Another clue – in their rush to erase the evidence of their erasing the evidence, the folks from J Street listed the people on the tape out of sequence, probably from memory.
And finally, there is the before and after screenshot (h/t Challah hu Achbar) which is the dead give-away.
Compare the treatment all the top videos received, with names and titles, clipped just right to present each individual speaker – compared to the Binah speech, which is buried around minute 35 of a 165-minute long video.
As always, the attempt to cover up the coverup is the most humiliating… YY]
Bina was welcomed with a standing ovation, which slowly transformed into shocked silence as the diplomat proceeded to rebuke his audience, or as Leo Rennet put it, “administer a forceful spanking” to J Street and its agenda.
We bring you the entire speech delivered by Baruch Bina at the 2012 J Street Conference in Washington, D.C. on March 26, 2012, courtesy of the Israeli embassy website. We think it’s a masterpiece:
Sixty-five years ago, there could not have been a Jewish ambassador, representing the Jewish State, speaking to a Jewish audience in a flourishing and confident diaspora. Today, I come before you, my Friends, to greet and congratulate you on your third conference and to discuss our common goals and possible disagreements.
Our story is always exciting and un-expected, but in the last 150 years we have surprised even ourselves. We rose from the Ghettos of East Europe and the Malah of North Africa to create a dynamic, resourceful and vibrant democracy in an unusually hostile and oppressive region.

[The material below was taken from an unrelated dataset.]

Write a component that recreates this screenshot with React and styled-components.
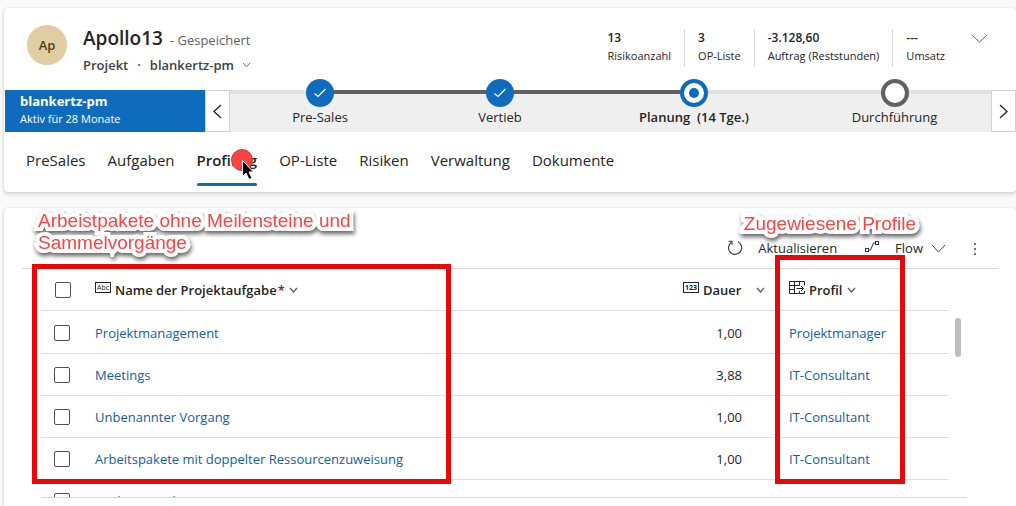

Nobody is perfect; and, as a 7th generation Israeli born I know full well what needs to be fixed in my own society. I salute those individuals and organizations working for grass-roots improvements within Israel, and I personally attempt these corrections every four years when I cast my vote. Sometimes I have it my way, and sometimes I do not. It is called Democracy.

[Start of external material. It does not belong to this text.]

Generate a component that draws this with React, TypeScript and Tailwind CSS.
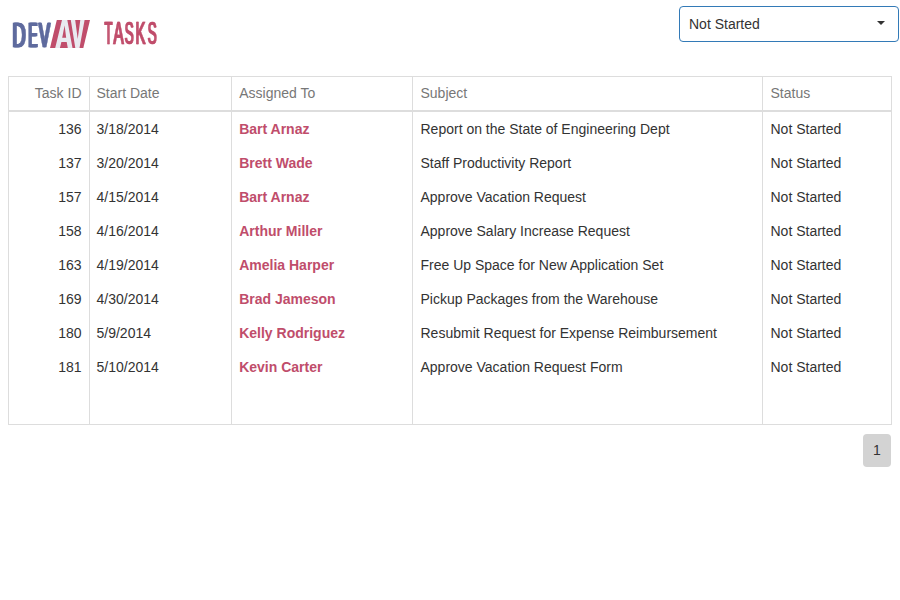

I understand that you, my friends, are all about future and hope. So are we, the young and most energetic country that we are. But while our view is towards the future, we dare not forget our past. History must not shackle us, but its lessons must guide us. And please, do not tell me that it is no longer relevant, because it is. (It is alive and scorching just like the trail left by an Israeli Air force F-16, flown over Poland’s valleys of death by the granddaughter of the commanders of a Ghetto revolt. It is alive in ink on paper as long as a 12 year old, an 8th generation Israeli born, dedicates her Bat Mitzvah Book to “members of my family whom I never met”, though nobody coached her in this direction.
We look today to our two flourishing communities – in Israel, and here in the United States; each shoulders an historic and current responsibility for the survival of the Jewish people. Our relations are therefore of the utmost importance, and we must guide them with principles that will ensure our partnership.

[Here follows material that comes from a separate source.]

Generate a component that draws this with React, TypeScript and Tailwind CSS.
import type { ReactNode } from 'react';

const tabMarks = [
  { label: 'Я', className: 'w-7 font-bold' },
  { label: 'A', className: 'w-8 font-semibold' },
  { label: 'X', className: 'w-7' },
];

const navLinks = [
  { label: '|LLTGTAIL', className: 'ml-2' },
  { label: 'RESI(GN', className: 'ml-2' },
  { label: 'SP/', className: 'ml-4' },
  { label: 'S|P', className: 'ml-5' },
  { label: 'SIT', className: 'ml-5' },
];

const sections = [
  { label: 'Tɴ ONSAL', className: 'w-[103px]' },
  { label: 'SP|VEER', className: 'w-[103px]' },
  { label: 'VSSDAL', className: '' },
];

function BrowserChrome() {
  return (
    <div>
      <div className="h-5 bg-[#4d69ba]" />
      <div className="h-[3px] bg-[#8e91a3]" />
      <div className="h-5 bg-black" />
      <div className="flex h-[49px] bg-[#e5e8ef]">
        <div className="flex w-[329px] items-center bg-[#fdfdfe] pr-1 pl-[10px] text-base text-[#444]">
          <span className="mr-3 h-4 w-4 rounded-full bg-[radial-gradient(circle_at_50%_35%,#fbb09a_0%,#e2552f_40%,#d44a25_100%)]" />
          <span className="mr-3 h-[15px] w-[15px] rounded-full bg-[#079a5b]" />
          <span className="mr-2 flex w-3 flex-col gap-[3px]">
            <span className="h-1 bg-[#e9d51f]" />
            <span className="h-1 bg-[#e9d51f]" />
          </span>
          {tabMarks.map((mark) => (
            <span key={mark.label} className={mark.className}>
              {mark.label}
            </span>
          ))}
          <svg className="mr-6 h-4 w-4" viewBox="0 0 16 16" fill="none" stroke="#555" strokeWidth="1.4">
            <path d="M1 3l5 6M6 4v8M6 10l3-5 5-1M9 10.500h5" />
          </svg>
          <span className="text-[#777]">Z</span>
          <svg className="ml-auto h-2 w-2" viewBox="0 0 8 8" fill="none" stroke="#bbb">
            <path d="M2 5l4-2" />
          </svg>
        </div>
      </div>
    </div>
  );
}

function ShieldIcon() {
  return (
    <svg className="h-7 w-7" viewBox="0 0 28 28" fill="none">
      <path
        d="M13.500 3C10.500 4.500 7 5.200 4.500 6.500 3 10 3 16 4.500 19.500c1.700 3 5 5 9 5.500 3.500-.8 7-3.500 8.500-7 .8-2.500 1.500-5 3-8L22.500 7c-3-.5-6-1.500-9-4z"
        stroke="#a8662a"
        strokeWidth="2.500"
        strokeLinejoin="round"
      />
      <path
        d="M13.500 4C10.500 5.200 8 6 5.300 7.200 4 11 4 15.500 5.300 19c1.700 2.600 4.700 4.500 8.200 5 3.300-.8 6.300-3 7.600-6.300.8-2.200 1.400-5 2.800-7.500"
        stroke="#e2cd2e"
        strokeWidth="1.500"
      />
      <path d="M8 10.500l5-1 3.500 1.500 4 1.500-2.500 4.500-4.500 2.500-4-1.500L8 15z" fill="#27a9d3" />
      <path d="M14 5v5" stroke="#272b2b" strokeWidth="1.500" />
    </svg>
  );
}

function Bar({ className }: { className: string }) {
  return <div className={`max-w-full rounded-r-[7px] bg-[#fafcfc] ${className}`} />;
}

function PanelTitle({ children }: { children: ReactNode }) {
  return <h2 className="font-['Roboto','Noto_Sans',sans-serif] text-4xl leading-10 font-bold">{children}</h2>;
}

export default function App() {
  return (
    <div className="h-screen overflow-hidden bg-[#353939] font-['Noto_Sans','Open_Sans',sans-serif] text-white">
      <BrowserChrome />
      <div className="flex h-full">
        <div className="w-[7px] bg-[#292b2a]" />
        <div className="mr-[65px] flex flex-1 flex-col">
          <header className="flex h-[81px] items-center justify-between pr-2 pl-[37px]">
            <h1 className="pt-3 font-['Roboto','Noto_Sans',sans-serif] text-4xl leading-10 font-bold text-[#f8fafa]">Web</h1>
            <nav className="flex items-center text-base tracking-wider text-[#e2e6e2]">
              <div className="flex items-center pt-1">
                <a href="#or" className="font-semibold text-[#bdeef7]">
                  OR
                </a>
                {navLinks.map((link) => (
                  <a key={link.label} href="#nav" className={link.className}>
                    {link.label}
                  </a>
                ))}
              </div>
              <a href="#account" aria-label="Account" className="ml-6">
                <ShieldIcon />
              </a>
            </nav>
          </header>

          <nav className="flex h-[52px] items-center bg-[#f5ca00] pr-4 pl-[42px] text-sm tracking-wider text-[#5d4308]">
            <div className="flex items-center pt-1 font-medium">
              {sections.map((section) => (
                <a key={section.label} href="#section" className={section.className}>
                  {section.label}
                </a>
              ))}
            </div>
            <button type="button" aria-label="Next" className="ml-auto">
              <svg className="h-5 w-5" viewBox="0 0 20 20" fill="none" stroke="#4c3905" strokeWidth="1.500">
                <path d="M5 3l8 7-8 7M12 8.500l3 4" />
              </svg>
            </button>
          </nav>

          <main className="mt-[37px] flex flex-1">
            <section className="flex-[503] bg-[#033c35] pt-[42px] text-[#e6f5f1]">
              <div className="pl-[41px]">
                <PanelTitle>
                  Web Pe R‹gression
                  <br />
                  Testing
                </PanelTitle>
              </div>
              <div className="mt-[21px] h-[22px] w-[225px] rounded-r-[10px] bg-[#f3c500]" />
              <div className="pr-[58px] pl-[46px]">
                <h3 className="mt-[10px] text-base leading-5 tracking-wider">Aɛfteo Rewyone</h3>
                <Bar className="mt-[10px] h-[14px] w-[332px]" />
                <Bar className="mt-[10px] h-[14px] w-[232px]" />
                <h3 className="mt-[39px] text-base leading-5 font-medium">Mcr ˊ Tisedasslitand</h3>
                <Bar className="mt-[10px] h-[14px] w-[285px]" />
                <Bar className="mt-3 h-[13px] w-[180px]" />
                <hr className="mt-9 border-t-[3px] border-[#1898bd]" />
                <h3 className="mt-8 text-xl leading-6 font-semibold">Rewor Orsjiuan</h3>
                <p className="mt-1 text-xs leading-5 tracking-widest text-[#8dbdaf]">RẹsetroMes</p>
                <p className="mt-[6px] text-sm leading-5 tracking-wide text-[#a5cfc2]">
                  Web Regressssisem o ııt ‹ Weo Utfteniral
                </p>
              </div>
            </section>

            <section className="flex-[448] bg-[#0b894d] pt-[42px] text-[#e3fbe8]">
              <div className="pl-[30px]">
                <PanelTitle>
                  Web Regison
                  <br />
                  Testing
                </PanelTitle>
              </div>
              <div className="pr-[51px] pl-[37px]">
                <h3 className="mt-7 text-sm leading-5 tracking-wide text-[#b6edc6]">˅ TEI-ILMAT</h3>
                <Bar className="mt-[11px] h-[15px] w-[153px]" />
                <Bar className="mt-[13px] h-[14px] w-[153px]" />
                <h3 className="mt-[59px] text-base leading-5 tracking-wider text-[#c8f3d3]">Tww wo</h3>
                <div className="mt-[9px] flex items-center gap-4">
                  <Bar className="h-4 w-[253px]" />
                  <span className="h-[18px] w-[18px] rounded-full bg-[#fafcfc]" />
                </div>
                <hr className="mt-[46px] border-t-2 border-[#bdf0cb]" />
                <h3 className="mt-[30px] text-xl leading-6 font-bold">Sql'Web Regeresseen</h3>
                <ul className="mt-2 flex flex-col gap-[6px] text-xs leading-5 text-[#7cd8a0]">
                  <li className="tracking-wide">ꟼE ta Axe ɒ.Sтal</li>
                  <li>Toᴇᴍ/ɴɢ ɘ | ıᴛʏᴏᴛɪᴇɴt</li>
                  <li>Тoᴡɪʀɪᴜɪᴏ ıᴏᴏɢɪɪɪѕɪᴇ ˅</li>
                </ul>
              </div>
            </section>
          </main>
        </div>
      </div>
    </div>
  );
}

I come to you today not only as the second highest ranking Israeli diplomat in the US, but as a brother (and I have an extensive American family). We share your democratic values. But unlike your secure existence between these happy shores, an ocean apart from the bad guys, our borders are curved and dusty, and made of missiles and mayhem. As we continue to face intolerable threats, we sometimes have to make decisions of life and death. We welcome the opinions of our brethren in the Diaspora, especially on issues of Jewish identity and pluralism, but at the end of the day, it is we, the Israelis, who must bear the ultimate burden and may have to pay the ultimate price. And we, dear Friends and Family, have no margins of error; none whatsoever.